„Hält unsere Gesellschaft die Ungleichheit aus?“
Wirtschafts- und Sozialwissenschaftler Guy Kirsch bei Punktsieben
Walldorf. (seb) „Ich halte es für ein Unding, dass Tote in das Leben ihrer Nachkommen hineinregieren wollen – und wenn sie ihnen was in den Rachen schmeißen.“ Als Wirtschafts- und Sozialwissenschaftler Guy Kirsch seinen Vorschlag einer 100-prozentigen Erbschaftssteuer verteidigte, stand für ihn die Idee eines freien, selbstbestimmten Lebens im Geiste des individualistischen Liberalismus im Vordergrund.
Der Wirtschafts- und Sozialwissenschaftler erntete viel Widerspruch in der kontroversen Diskussion mit den Besuchern bei „Punktsieben“, dem Diskussionsforum der evangelischen Kirchengemeinde Walldorf.
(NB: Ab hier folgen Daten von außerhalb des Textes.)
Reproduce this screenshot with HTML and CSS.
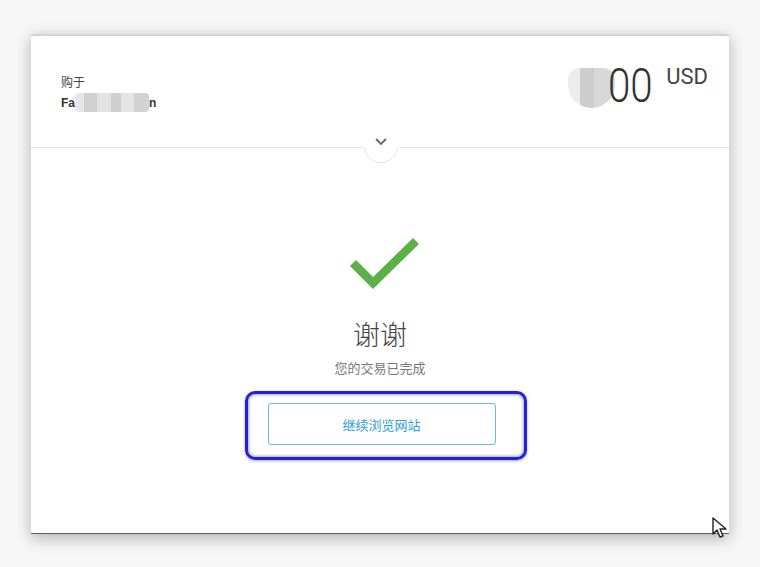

Die Punktsieben-Mitglieder konfrontierten Kirsch auch mit anonymisierten Stellungnahmen, die im Vorfeld per E-Mail zugesandt worden waren und seinen Vorschlag rundweg ablehnten.
Fragen der praktischen Umsetzbarkeit allerdings, nach Steuerflucht oder sozial gerechter Verteilung der Einnahmen, schob Kirsch in der Diskussion beiseite. Man müsse eben Wege finden, meinte er, fand es aber inakzeptabel, sich einem Vorhaben zu widersetzen, nur weil es schwierig werden könnte. Wenn, dann sollte man es ablehnen, weil man es schon vom Ansatz her falsch finde.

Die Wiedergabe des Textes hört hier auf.